- _PROMPT_
Leave out any pictures and transcribe all other data below exactly.

•••••

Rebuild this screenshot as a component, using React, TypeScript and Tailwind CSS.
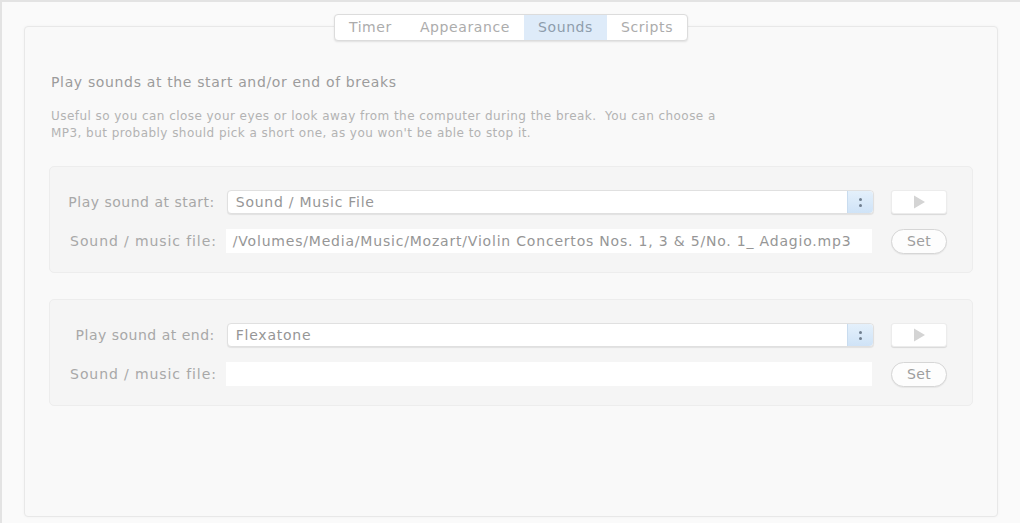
const tabs = ["Timer", "Appearance", "Sounds", "Scripts"];

function Stepper() {
  return (
    <div className="w-[26px] h-full rounded-r-[4px] bg-gradient-to-b from-[#e4f0fb] to-[#cfe3f7] border-l border-[#c9dcef] flex flex-col items-center justify-center gap-[3px]">
      <span className="w-[3px] h-[3px] rounded-full bg-[#707f8f]" />
      <span className="w-[3px] h-[3px] rounded-full bg-[#707f8f]" />
    </div>
  );
}

function PlayButton() {
  return (
    <button className="w-[56px] h-[24px] rounded-[3px] bg-white border border-[#ececec] shadow-[0_1px_1px_rgba(0,0,0,0.12)] flex items-center justify-center">
      <svg width="16" height="16" viewBox="0 0 16 16">
        <path d="M3 1.5 L14 8 L3 14.5 Z" fill="#d4d4d4" />
      </svg>
    </button>
  );
}

function SetButton() {
  return (
    <button className="w-[56px] h-[25px] rounded-full bg-[#fdfdfd] border border-[#d6d6d6] shadow-[0_1px_1px_rgba(0,0,0,0.06)] text-[14px] tracking-[0.4px] text-[#9e9e9e] flex items-center justify-center">
      Set
    </button>
  );
}

function SoundGroup({ label, choice, file }: { label: string; choice: string; file: string }) {
  return (
    <div className="rounded-[5px] border border-[#ededed] bg-[#f5f5f5] pt-[23px] pb-[19px] pr-[25px] flex flex-col gap-[15px]">
      <div className="flex items-center h-[24px]">
        <div className="w-[167px] text-right text-[14px] tracking-[0.5px] text-[#a8a8a8] pr-[2px] whitespace-nowrap">
          {label}
        </div>
        <div className="ml-[10px] w-[648px] h-[24px] rounded-[4px] bg-white border border-[#e0e0e0] shadow-[0_1px_1px_rgba(0,0,0,0.08)] flex items-center">
          <span className="flex-1 pl-[8px] text-[14px] tracking-[0.75px] text-[#969696]">{choice}</span>
          <Stepper />
        </div>
        <div className="ml-[17px]">
          <PlayButton />
        </div>
      </div>
      <div className="flex items-center h-[24px]">
        <div className="w-[167px] text-right text-[14px] tracking-[0.9px] text-[#a8a8a8] whitespace-nowrap">
          Sound / music file:
        </div>
        <div className="ml-[9px] w-[647px] h-[24px] bg-white flex items-center pl-[7px] text-[14px] tracking-[0.8px] text-[#969696] whitespace-nowrap overflow-hidden">
          {file}
        </div>
        <div className="ml-[19px]">
          <SetButton />
        </div>
      </div>
    </div>
  );
}

export default function App() {
  return (
    <div className="w-[1020px] h-[523px] overflow-hidden bg-[#fafafa] border-t-2 border-l-2 border-[#e3e3e3] font-['DejaVu_Sans',sans-serif] pt-[24px] pl-[22px] pr-[22px]">
      <div className="h-[491px] rounded-[4px] border border-[#e8e8e8] bg-[#f9f9f9] shadow-[0_0_3px_rgba(0,0,0,0.04)]">
        {/* tabs */}
        <div className="-mt-[13px] flex justify-center">
          <div className="h-[27px] flex rounded-[4px] bg-white border border-[#dcdcdc] shadow-[0_1px_2px_rgba(0,0,0,0.1)] overflow-hidden text-[14px] tracking-[0.6px] text-[#acacac]">
            {tabs.map((t) => (
              <div
                key={t}
                className={
                  t === "Sounds"
                    ? "px-[14px] flex items-center bg-[#deebf9] text-[#8e9dac]"
                    : "px-[14px] flex items-center"
                }
              >
                {t}
              </div>
            ))}
          </div>
        </div>

        <div className="px-[24px]">
          <h1 className="mt-[32px] ml-[2px] text-[14px] tracking-[0.65px] text-[#9c9c9c] leading-[18px]">
            Play sounds at the start and/or end of breaks
          </h1>
          <p className="mt-[17px] ml-[2px] text-[12px] tracking-[0.45px] leading-[17px] text-[#b3b3b3] w-[720px] whitespace-nowrap">
            Useful so you can close your eyes or look away from the computer during the break.&nbsp; You can choose a
            <br />
            MP3, but probably should pick a short one, as you won't be able to stop it.
          </p>

          <div className="mt-[24px] flex flex-col gap-[26px]">
            <SoundGroup
              label="Play sound at start:"
              choice="Sound / Music File"
              file="/Volumes/Media/Music/Mozart/Violin Concertos Nos. 1, 3 & 5/No. 1_ Adagio.mp3"
            />
            <SoundGroup label="Play sound at end:" choice="Flexatone" file="" />
          </div>
        </div>
      </div>
    </div>
  );
}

•••••

- _TASK SOLUTION_
Rebuild this screenshot as a component, using React, TypeScript and Tailwind CSS.
const tabs = ["Timer", "Appearance", "Sounds", "Scripts"];

function Stepper() {
  return (
    <div className="w-[26px] h-full rounded-r-[4px] bg-gradient-to-b from-[#e4f0fb] to-[#cfe3f7] border-l border-[#c9dcef] flex flex-col items-center justify-center gap-[3px]">
      <span className="w-[3px] h-[3px] rounded-full bg-[#707f8f]" />
      <span className="w-[3px] h-[3px] rounded-full bg-[#707f8f]" />
    </div>
  );
}

function PlayButton() {
  return (
    <button className="w-[56px] h-[24px] rounded-[3px] bg-white border border-[#ececec] shadow-[0_1px_1px_rgba(0,0,0,0.12)] flex items-center justify-center">
      <svg width="16" height="16" viewBox="0 0 16 16">
        <path d="M3 1.5 L14 8 L3 14.5 Z" fill="#d4d4d4" />
      </svg>
    </button>
  );
}

function SetButton() {
  return (
    <button className="w-[56px] h-[25px] rounded-full bg-[#fdfdfd] border border-[#d6d6d6] shadow-[0_1px_1px_rgba(0,0,0,0.06)] text-[14px] tracking-[0.4px] text-[#9e9e9e] flex items-center justify-center">
      Set
    </button>
  );
}

function SoundGroup({ label, choice, file }: { label: string; choice: string; file: string }) {
  return (
    <div className="rounded-[5px] border border-[#ededed] bg-[#f5f5f5] pt-[23px] pb-[19px] pr-[25px] flex flex-col gap-[15px]">
      <div className="flex items-center h-[24px]">
        <div className="w-[167px] text-right text-[14px] tracking-[0.5px] text-[#a8a8a8] pr-[2px] whitespace-nowrap">
          {label}
        </div>
        <div className="ml-[10px] w-[648px] h-[24px] rounded-[4px] bg-white border border-[#e0e0e0] shadow-[0_1px_1px_rgba(0,0,0,0.08)] flex items-center">
          <span className="flex-1 pl-[8px] text-[14px] tracking-[0.75px] text-[#969696]">{choice}</span>
          <Stepper />
        </div>
        <div className="ml-[17px]">
          <PlayButton />
        </div>
      </div>
      <div className="flex items-center h-[24px]">
        <div className="w-[167px] text-right text-[14px] tracking-[0.9px] text-[#a8a8a8] whitespace-nowrap">
          Sound / music file:
        </div>
        <div className="ml-[9px] w-[647px] h-[24px] bg-white flex items-center pl-[7px] text-[14px] tracking-[0.8px] text-[#969696] whitespace-nowrap overflow-hidden">
          {file}
        </div>
        <div className="ml-[19px]">
          <SetButton />
        </div>
      </div>
    </div>
  );
}

export default function App() {
  return (
    <div className="w-[1020px] h-[523px] overflow-hidden bg-[#fafafa] border-t-2 border-l-2 border-[#e3e3e3] font-['DejaVu_Sans',sans-serif] pt-[24px] pl-[22px] pr-[22px]">
      <div className="h-[491px] rounded-[4px] border border-[#e8e8e8] bg-[#f9f9f9] shadow-[0_0_3px_rgba(0,0,0,0.04)]">
        {/* tabs */}
        <div className="-mt-[13px] flex justify-center">
          <div className="h-[27px] flex rounded-[4px] bg-white border border-[#dcdcdc] shadow-[0_1px_2px_rgba(0,0,0,0.1)] overflow-hidden text-[14px] tracking-[0.6px] text-[#acacac]">
            {tabs.map((t) => (
              <div
                key={t}
                className={
                  t === "Sounds"
                    ? "px-[14px] flex items-center bg-[#deebf9] text-[#8e9dac]"
                    : "px-[14px] flex items-center"
                }
              >
                {t}
              </div>
            ))}
          </div>
        </div>

        <div className="px-[24px]">
          <h1 className="mt-[32px] ml-[2px] text-[14px] tracking-[0.65px] text-[#9c9c9c] leading-[18px]">
            Play sounds at the start and/or end of breaks
          </h1>
          <p className="mt-[17px] ml-[2px] text-[12px] tracking-[0.45px] leading-[17px] text-[#b3b3b3] w-[720px] whitespace-nowrap">
            Useful so you can close your eyes or look away from the computer during the break.&nbsp; You can choose a
            <br />
            MP3, but probably should pick a short one, as you won't be able to stop it.
          </p>

          <div className="mt-[24px] flex flex-col gap-[26px]">
            <SoundGroup
              label="Play sound at start:"
              choice="Sound / Music File"
              file="/Volumes/Media/Music/Mozart/Violin Concertos Nos. 1, 3 & 5/No. 1_ Adagio.mp3"
            />
            <SoundGroup label="Play sound at end:" choice="Flexatone" file="" />
          </div>
        </div>
      </div>
    </div>
  );
}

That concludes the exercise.